Data section:
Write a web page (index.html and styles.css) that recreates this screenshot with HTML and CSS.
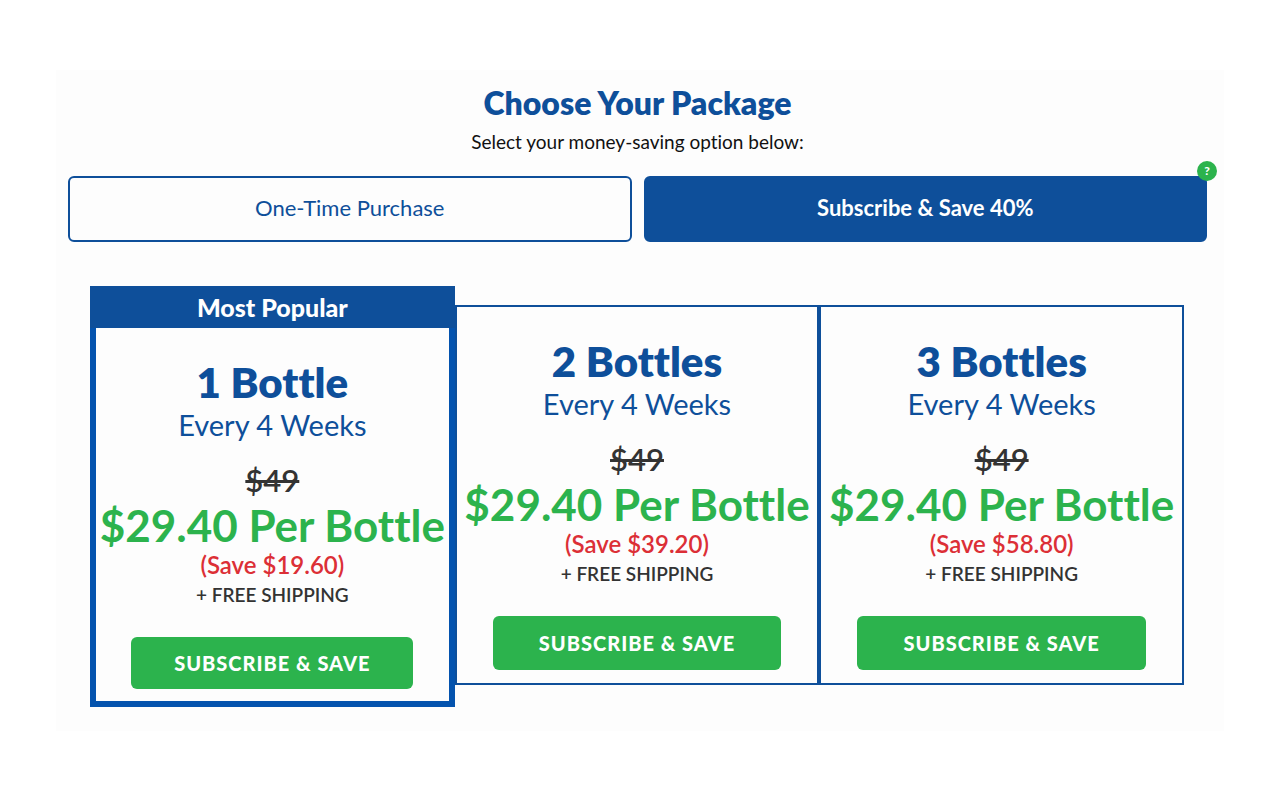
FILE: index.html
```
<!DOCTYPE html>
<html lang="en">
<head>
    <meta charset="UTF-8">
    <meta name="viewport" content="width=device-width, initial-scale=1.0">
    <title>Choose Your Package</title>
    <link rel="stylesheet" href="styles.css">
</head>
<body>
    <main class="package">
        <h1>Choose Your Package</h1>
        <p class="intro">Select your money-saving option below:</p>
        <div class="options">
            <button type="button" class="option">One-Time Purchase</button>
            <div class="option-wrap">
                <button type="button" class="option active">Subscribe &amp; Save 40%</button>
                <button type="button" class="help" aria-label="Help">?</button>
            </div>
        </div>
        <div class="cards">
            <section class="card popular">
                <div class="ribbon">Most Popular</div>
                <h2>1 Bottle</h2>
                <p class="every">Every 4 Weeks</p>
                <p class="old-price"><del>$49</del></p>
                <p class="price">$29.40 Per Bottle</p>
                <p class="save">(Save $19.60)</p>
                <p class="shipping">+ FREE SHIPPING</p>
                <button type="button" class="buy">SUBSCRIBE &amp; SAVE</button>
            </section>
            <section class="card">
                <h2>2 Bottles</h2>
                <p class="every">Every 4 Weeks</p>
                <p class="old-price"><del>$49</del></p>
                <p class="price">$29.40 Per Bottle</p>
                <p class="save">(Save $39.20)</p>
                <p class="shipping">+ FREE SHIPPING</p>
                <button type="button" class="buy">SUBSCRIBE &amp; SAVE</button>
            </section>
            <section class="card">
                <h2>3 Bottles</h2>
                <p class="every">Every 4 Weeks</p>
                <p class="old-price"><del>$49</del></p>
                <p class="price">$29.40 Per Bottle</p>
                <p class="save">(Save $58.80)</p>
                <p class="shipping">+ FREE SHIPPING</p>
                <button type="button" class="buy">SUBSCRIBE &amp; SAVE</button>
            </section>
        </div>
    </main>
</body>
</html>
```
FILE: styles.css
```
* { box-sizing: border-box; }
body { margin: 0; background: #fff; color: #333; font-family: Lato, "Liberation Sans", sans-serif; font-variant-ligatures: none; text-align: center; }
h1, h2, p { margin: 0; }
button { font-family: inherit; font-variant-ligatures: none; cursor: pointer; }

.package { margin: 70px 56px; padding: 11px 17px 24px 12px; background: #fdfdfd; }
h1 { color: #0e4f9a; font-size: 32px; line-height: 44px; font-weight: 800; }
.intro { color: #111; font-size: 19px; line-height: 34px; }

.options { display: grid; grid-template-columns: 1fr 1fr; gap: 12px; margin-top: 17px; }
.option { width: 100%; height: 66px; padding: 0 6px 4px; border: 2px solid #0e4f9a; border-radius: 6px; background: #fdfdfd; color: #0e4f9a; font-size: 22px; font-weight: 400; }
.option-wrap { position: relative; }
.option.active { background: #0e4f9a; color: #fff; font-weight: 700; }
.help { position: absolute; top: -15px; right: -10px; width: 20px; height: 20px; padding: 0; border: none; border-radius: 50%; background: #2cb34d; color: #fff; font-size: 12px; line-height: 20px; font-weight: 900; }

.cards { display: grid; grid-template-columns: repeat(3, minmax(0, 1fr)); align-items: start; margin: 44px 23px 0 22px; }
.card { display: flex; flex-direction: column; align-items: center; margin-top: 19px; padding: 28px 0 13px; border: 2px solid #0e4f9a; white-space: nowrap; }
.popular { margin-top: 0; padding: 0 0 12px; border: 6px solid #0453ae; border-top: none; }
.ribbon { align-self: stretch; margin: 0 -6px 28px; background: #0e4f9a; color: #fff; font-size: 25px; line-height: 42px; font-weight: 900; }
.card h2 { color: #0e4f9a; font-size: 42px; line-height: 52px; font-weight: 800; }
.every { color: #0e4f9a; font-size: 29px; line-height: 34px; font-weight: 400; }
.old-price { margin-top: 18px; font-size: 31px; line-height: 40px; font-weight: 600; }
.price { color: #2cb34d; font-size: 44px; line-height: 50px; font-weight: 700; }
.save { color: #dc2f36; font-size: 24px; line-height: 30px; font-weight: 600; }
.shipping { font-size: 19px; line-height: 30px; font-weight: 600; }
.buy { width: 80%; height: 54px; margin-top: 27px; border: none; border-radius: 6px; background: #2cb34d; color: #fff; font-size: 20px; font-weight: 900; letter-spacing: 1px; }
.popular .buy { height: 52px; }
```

Instructions for the task:
Your copy of the data above should match it exactly, except that pictures are left out.

Task answer:
Write a web page (index.html and styles.css) that recreates this screenshot with HTML and CSS.
FILE: index.html
```
<!DOCTYPE html>
<html lang="en">
<head>
    <meta charset="UTF-8">
    <meta name="viewport" content="width=device-width, initial-scale=1.0">
    <title>Choose Your Package</title>
    <link rel="stylesheet" href="styles.css">
</head>
<body>
    <main class="package">
        <h1>Choose Your Package</h1>
        <p class="intro">Select your money-saving option below:</p>
        <div class="options">
            <button type="button" class="option">One-Time Purchase</button>
            <div class="option-wrap">
                <button type="button" class="option active">Subscribe &amp; Save 40%</button>
                <button type="button" class="help" aria-label="Help">?</button>
            </div>
        </div>
        <div class="cards">
            <section class="card popular">
                <div class="ribbon">Most Popular</div>
                <h2>1 Bottle</h2>
                <p class="every">Every 4 Weeks</p>
                <p class="old-price"><del>$49</del></p>
                <p class="price">$29.40 Per Bottle</p>
                <p class="save">(Save $19.60)</p>
                <p class="shipping">+ FREE SHIPPING</p>
                <button type="button" class="buy">SUBSCRIBE &amp; SAVE</button>
            </section>
            <section class="card">
                <h2>2 Bottles</h2>
                <p class="every">Every 4 Weeks</p>
                <p class="old-price"><del>$49</del></p>
                <p class="price">$29.40 Per Bottle</p>
                <p class="save">(Save $39.20)</p>
                <p class="shipping">+ FREE SHIPPING</p>
                <button type="button" class="buy">SUBSCRIBE &amp; SAVE</button>
            </section>
            <section class="card">
                <h2>3 Bottles</h2>
                <p class="every">Every 4 Weeks</p>
                <p class="old-price"><del>$49</del></p>
                <p class="price">$29.40 Per Bottle</p>
                <p class="save">(Save $58.80)</p>
                <p class="shipping">+ FREE SHIPPING</p>
                <button type="button" class="buy">SUBSCRIBE &amp; SAVE</button>
            </section>
        </div>
    </main>
</body>
</html>
```
FILE: styles.css
```
* { box-sizing: border-box; }
body { margin: 0; background: #fff; color: #333; font-family: Lato, "Liberation Sans", sans-serif; font-variant-ligatures: none; text-align: center; }
h1, h2, p { margin: 0; }
button { font-family: inherit; font-variant-ligatures: none; cursor: pointer; }

.package { margin: 70px 56px; padding: 11px 17px 24px 12px; background: #fdfdfd; }
h1 { color: #0e4f9a; font-size: 32px; line-height: 44px; font-weight: 800; }
.intro { color: #111; font-size: 19px; line-height: 34px; }

.options { display: grid; grid-template-columns: 1fr 1fr; gap: 12px; margin-top: 17px; }
.option { width: 100%; height: 66px; padding: 0 6px 4px; border: 2px solid #0e4f9a; border-radius: 6px; background: #fdfdfd; color: #0e4f9a; font-size: 22px; font-weight: 400; }
.option-wrap { position: relative; }
.option.active { background: #0e4f9a; color: #fff; font-weight: 700; }
.help { position: absolute; top: -15px; right: -10px; width: 20px; height: 20px; padding: 0; border: none; border-radius: 50%; background: #2cb34d; color: #fff; font-size: 12px; line-height: 20px; font-weight: 900; }

.cards { display: grid; grid-template-columns: repeat(3, minmax(0, 1fr)); align-items: start; margin: 44px 23px 0 22px; }
.card { display: flex; flex-direction: column; align-items: center; margin-top: 19px; padding: 28px 0 13px; border: 2px solid #0e4f9a; white-space: nowrap; }
.popular { margin-top: 0; padding: 0 0 12px; border: 6px solid #0453ae; border-top: none; }
.ribbon { align-self: stretch; margin: 0 -6px 28px; background: #0e4f9a; color: #fff; font-size: 25px; line-height: 42px; font-weight: 900; }
.card h2 { color: #0e4f9a; font-size: 42px; line-height: 52px; font-weight: 800; }
.every { color: #0e4f9a; font-size: 29px; line-height: 34px; font-weight: 400; }
.old-price { margin-top: 18px; font-size: 31px; line-height: 40px; font-weight: 600; }
.price { color: #2cb34d; font-size: 44px; line-height: 50px; font-weight: 700; }
.save { color: #dc2f36; font-size: 24px; line-height: 30px; font-weight: 600; }
.shipping { font-size: 19px; line-height: 30px; font-weight: 600; }
.buy { width: 80%; height: 54px; margin-top: 27px; border: none; border-radius: 6px; background: #2cb34d; color: #fff; font-size: 20px; font-weight: 900; letter-spacing: 1px; }
.popular .buy { height: 52px; }
```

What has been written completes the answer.